One of the best highlights of my recent Sri Lanka trip was staying on a Tea Estate in Nuwara Eliya for three days with the Estate Manager, Nishantha, his wife Aditha, and daughter,Theru. We also had the company of Aditha’s parents who were visiting from Colombo. The house where they live was built in the late 1800’s –large, but single story and full of quaint originality. They are a lovely family who welcomed us into their home and treated us to yummy traditional meals, lots of fresh tea, good conversation, and friendship.
Dessford Tea Estate is approximately 800 acres of Camellia sinensis—grown and plucked year-round to process into black tea. The tea pluckers, mostly women, live with their families on the Estate grounds and typically, the entire family is involved in the tea business. Many of the men work the tea gardens replacing bushes, grooming, and processing the tea leaves in the factory. For every family on the Estate, a house is provided, or they may elect to request some land to build their own house. The houses we observed were very small and modest—varying a lot in quality and structure.
Most tea processing families live in clusters (kind of like mini-villages), but some live more remotely. The Estate gives the families land to grow vegetables for their own use. There are churches or temples on the estate, as well as a medical clinic and school (Sri Lanka mandates that all children must attend school until age 17).

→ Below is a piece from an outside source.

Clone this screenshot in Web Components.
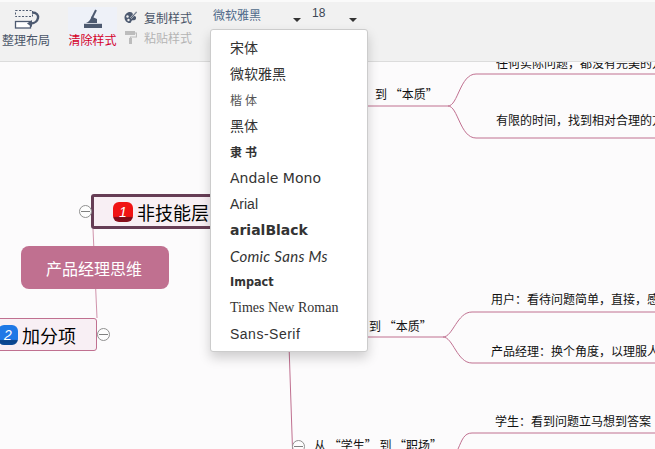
<!DOCTYPE html>
<html>
<head>
<meta charset="utf-8">
<style>
  html, body { margin: 0; height: 100%; overflow: hidden; background: #fdfdfd; }
  body { font-family: "Noto Sans CJK SC", "Liberation Sans", sans-serif; }
</style>
</head>
<body>
<mind-app></mind-app>
<script>
class ToolBig extends HTMLElement {
  constructor() {
    super();
    this.attachShadow({ mode: "open" });
    this.shadowRoot.innerHTML = `
      <style>
        :host { display: flex; flex-direction: column; align-items: center; height: 41px; margin-top: 5px; padding-top: 1px; box-sizing: border-box; font-size: 12px; line-height: 16px; color: #4a5568; white-space: nowrap; }
        :host([active]) { background: #eef1f8; color: #d4002a; }
        .ic { height: 22px; margin-bottom: 2px; }
      </style>
      <div class="ic"><slot name="icon"></slot></div>
      <slot></slot>`;
  }
}

class ToolSmall extends HTMLElement {
  constructor() {
    super();
    this.attachShadow({ mode: "open" });
    this.shadowRoot.innerHTML = `
      <style>
        :host { display: flex; align-items: center; gap: 7px; height: 20px; font-size: 12px; color: #4a5568; }
        :host([disabled]) { color: #b4b4b4; }
      </style>
      <slot name="icon"></slot><slot></slot>`;
  }
}

class ToolSelect extends HTMLElement {
  constructor() {
    super();
    this.attachShadow({ mode: "open" });
    this.shadowRoot.innerHTML = `
      <style>
        :host { display: block; position: relative; height: 25px; box-sizing: border-box; padding: 4px 0 0 5px; font-size: 12px; line-height: 18px; color: #4f6a8a; background: #f1f1f1; }
        i { position: absolute; right: 4px; top: 16px; border: 4px solid transparent; border-top: 4px solid #333; border-bottom: 0; }
      </style>
      <slot></slot><i></i>`;
  }
}

class AppToolbar extends HTMLElement {
  constructor() {
    super();
    this.attachShadow({ mode: "open" });
    this.shadowRoot.innerHTML = `
      <style>
        :host { display: grid; grid-template-columns: 52px 16px 49px 91px 97px 56px; height: 60px; box-sizing: border-box; background: #f1f1f1; border-bottom: 1px solid #dcdcdc; align-items: start; }
        .stack { display: flex; flex-direction: column; padding: 5px 0 0 7px; }
        .size { color: #3c4654; font-family: "Liberation Sans", sans-serif; padding: 2px 0 0 7px; }
      </style>
      <tool-big>
        <svg slot="icon" width="28" height="22" viewBox="0 0 28 22" fill="none">
          <rect x="3.500" y="2.500" width="17" height="6" stroke="#4d5a70" stroke-dasharray="2 1.500"/>
          <rect x="3.500" y="13.500" width="15" height="6.500" fill="#fff" stroke="#4d5a70" stroke-width="1.300"/>
          <path d="M20 4.500c5 0 6.500 3 6 5.500s-3 5.500-7 5.500" stroke="#4d5a70" stroke-width="2.400"/>
          <path d="M20 12l-5 3.500 5 3.500z" fill="#4d5a70"/>
        </svg>
        整理布局
      </tool-big>
      <span></span>
      <tool-big active>
        <svg slot="icon" width="29" height="22" viewBox="0 0 29 22">
          <path d="M18 2l-4 8" stroke="#4d5a70" stroke-width="2"/>
          <path d="M13.500 8.500l5.500 2.500v4H8c3-.8 4.500-3.500 5.500-6.500z" fill="#4d5a70"/>
          <path d="M6 15.800h18V20H6z" fill="#4d5a70"/>
        </svg>
        清除样式
      </tool-big>
      <div class="stack">
        <tool-small>
          <svg slot="icon" width="13" height="14" viewBox="0 0 13 14"><path d="M6 2C3 2 .5 4.500.5 7.500s2.500 5.500 5 5.500c2 0 1.500-2 2.500-2.500s3.500.5 4-2-1-2-2.500-3C8.500 5 9.500 2 6 2z" fill="#4d5a70"/><circle cx="3.500" cy="6.500" r="1.200" fill="#f1f1f1"/><circle cx="4.500" cy="10" r="1.200" fill="#f1f1f1"/><path d="M12.500 1L6.500 7.500l1 1 5.500-6z" fill="#4d5a70" stroke="#f1f1f1" stroke-width=".6"/></svg>
          复制样式
        </tool-small>
        <tool-small disabled>
          <svg slot="icon" width="13" height="14" viewBox="0 0 13 14"><path d="M1 1h10v4H1z" fill="#bcbcbc"/><path d="M11 3h1.500v4H6.500v1" fill="none" stroke="#bcbcbc" stroke-width="1.200"/><path d="M5 8h3v6H5z" fill="#bcbcbc"/></svg>
          粘贴样式
        </tool-small>
      </div>
      <tool-select>微软雅黑</tool-select>
      <tool-select class="size">18</tool-select>`;
  }
}

class MenuItem extends HTMLElement {
  constructor() {
    super();
    this.attachShadow({ mode: "open" });
    this.shadowRoot.innerHTML = `
      <style>
        :host { display: block; height: 26px; line-height: 26px; padding-left: 19px; font-size: 14px; color: #333; white-space: nowrap; }
      </style>
      <slot></slot>`;
  }
}

class FontMenu extends HTMLElement {
  constructor() {
    super();
    this.attachShadow({ mode: "open" });
    this.shadowRoot.innerHTML = `
      <style>
        :host { display: block; position: absolute; left: 210px; top: 29px; width: 158px; height: 323px; padding-top: 5px; box-sizing: border-box; background: #fff; border-radius: 3px; border: 1px solid #ccc; box-shadow: 0 6px 12px rgba(0,0,0,.18); z-index: 5; }
      </style>
      <slot></slot>`;
  }
}

class MapNode extends HTMLElement {
  constructor() {
    super();
    this.attachShadow({ mode: "open" });
    this.shadowRoot.innerHTML = `
      <style>
        :host { display: flex; align-items: center; position: absolute; box-sizing: border-box; white-space: nowrap; color: #111; font-size: 12px; line-height: 16px; }
        :host([kind="root"]) { justify-content: center; background: #c07090; color: #fff; border-radius: 8px; font-size: 16px; padding-right: 2px; }
        :host([kind="main"]) { justify-content: flex-start; background: #f8eff4; border-radius: 3px; font-size: 18px; color: #000; }
      </style>
      <slot></slot>`;
  }
}

class NumBadge extends HTMLElement {
  constructor() {
    super();
    this.attachShadow({ mode: "open" });
    this.shadowRoot.innerHTML = `
      <style>
        :host { display: inline-flex; align-items: center; justify-content: center; width: 20px; height: 20px; border-radius: 6px; color: #fff; font: italic 14px "Liberation Sans", sans-serif; background: linear-gradient(#1f78e6 0 72%, #0b4288 78%, #0b4a98 100%); flex: none; }
        :host([red]) { background: linear-gradient(#f01414 0 72%, #7e0c18 78%, #8c0e1c 100%); }
      </style>
      <slot></slot>`;
  }
}

class FoldMark extends HTMLElement {
  constructor() {
    super();
    this.attachShadow({ mode: "open" });
    this.shadowRoot.innerHTML = `
      <style>
        :host { display: block; position: absolute; width: 13px; height: 13px; box-sizing: border-box; border: 1px solid #909090; border-radius: 50%; background: #fdfdfd; }
        i { position: absolute; left: 1px; right: 1px; top: 5px; height: 1px; background: #808080; }
      </style>
      <i></i>`;
  }
}

class MindCanvas extends HTMLElement {
  constructor() {
    super();
    this.attachShadow({ mode: "open" });
    this.shadowRoot.innerHTML = `
      <style>
        :host { display: block; position: absolute; left: 0; top: 0; width: 655px; height: 449px; overflow: hidden; background: #fcfbfc; }
        svg { position: absolute; left: 0; top: 0; }
        path { fill: none; stroke: #c07090; stroke-width: 1; }
      </style>
      <svg width="655" height="449">
        <path d="M93 229L97 318" stroke-opacity=".75"/>
        <path d="M288.500 330L292.500 449"/>
        <path d="M290 106H448C458 106 460 74 476 74H655"/>
        <path d="M448 106C458 106 460 138 476 138H655"/>
        <path d="M290 337H443C453 337 457 312 472 312H655"/>
        <path d="M443 337C453 337 457 363 472 363H655"/>
        <path d="M458 449C462 440 464 433 472 433H655"/>
      </svg>
      <slot></slot>`;
  }
}

class MindApp extends HTMLElement {
  constructor() {
    super();
    this.attachShadow({ mode: "open" });
    this.shadowRoot.innerHTML = `
      <style>
        :host { display: block; position: relative; width: 655px; height: 449px; overflow: hidden; }
        .lift { position: absolute; left: 0; right: 0; top: 0; }
        .top { height: 2px; background: #fafafa; }
      </style>
      <mind-canvas>
        <map-node kind="root" style="left:21px;top:246px;width:148px;height:43px">产品经理思维</map-node>
        <map-node kind="main" style="left:91px;top:194px;width:130px;height:35px;border:3px solid #663d55;padding-left:19px;gap:4px"><num-badge red>1</num-badge>非技能层</map-node>
        <map-node kind="main" style="left:-20px;top:318px;width:117px;height:33px;border:1px solid #c07090;padding-left:17px;gap:4px"><num-badge>2</num-badge>加分项</map-node>
        <fold-mark style="left:79px;top:205px"></fold-mark>
        <fold-mark style="left:97px;top:328px"></fold-mark>
        <fold-mark style="left:292px;top:440px"></fold-mark>
        <map-node style="left:375px;top:86px">到 “本质”</map-node>
        <map-node style="left:369px;top:318px">到 “本质”</map-node>
        <map-node style="left:496px;top:55px">任何实际问题，都没有完美的方案</map-node>
        <map-node style="left:496px;top:112px">有限的时间，找到相对合理的方案</map-node>
        <map-node style="left:491px;top:291px">用户：看待问题简单，直接，感性</map-node>
        <map-node style="left:491px;top:343px">产品经理：换个角度，以理服人</map-node>
        <map-node style="left:495px;top:413px">学生：看到问题立马想到答案</map-node>
        <map-node style="left:314px;top:437px">从 “学生” 到 “职场”</map-node>
      </mind-canvas>
      <div class="lift"><div class="top"></div><app-toolbar></app-toolbar></div>
      <font-menu>
        <menu-item style="line-height:24px">宋体</menu-item>
        <menu-item style="line-height:24px">微软雅黑</menu-item>
        <menu-item style="font-size:12px;letter-spacing:3px;color:#555">楷体</menu-item>
        <menu-item style="line-height:24px">黑体</menu-item>
        <menu-item style="font-size:12px;letter-spacing:3px;font-weight:700">隶书</menu-item>
        <menu-item style="font-family:'DejaVu Sans',sans-serif">Andale Mono</menu-item>
        <menu-item style="font-family:'Liberation Sans',sans-serif">Arial</menu-item>
        <menu-item style="font-family:'DejaVu Sans',sans-serif;font-weight:700">arialBlack</menu-item>
        <menu-item style="font-family:'Lato',sans-serif;font-style:italic;font-size:15px;letter-spacing:.3px">Comic Sans Ms</menu-item>
        <menu-item style="font-family:'DejaVu Sans Condensed','Liberation Sans Narrow',sans-serif;font-weight:700;font-size:12.500px">Impact</menu-item>
        <menu-item style="font-family:'Liberation Serif',serif">Times New Roman</menu-item>
        <menu-item style="font-family:'Liberation Sans',sans-serif;letter-spacing:.5px">Sans-Serif</menu-item>
      </font-menu>`;
  }
}

customElements.define("tool-big", ToolBig);
customElements.define("tool-small", ToolSmall);
customElements.define("tool-select", ToolSelect);
customElements.define("app-toolbar", AppToolbar);
customElements.define("menu-item", MenuItem);
customElements.define("font-menu", FontMenu);
customElements.define("map-node", MapNode);
customElements.define("num-badge", NumBadge);
customElements.define("fold-mark", FoldMark);
customElements.define("mind-canvas", MindCanvas);
customElements.define("mind-app", MindApp);
</script>
</body>
</html>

As an outsider it was all magical and beautiful, but for an Estate Manager’s family it might feel a little remote and isolating. Dessford is about 15 miles from the town center of Nuwara Eliya and while we were visiting the roads were all torn up for replacement. Given a good downpour, the roads got to be a pretty big mess which means you don’t just tootle off to town without a lot of thought and planning.
Very commonly an Estate Manager’s children move to one of the major cities—either Kandy or Colombo with their mother to attend primary school. They come back on long weekends to the Estate, but reportedly that is about once a month. One of the Assistant Estate Managers we met described his life as “married to the tea”. It is truly a way of life in Sri Lanka—accepted for all the advantages and sacrifices.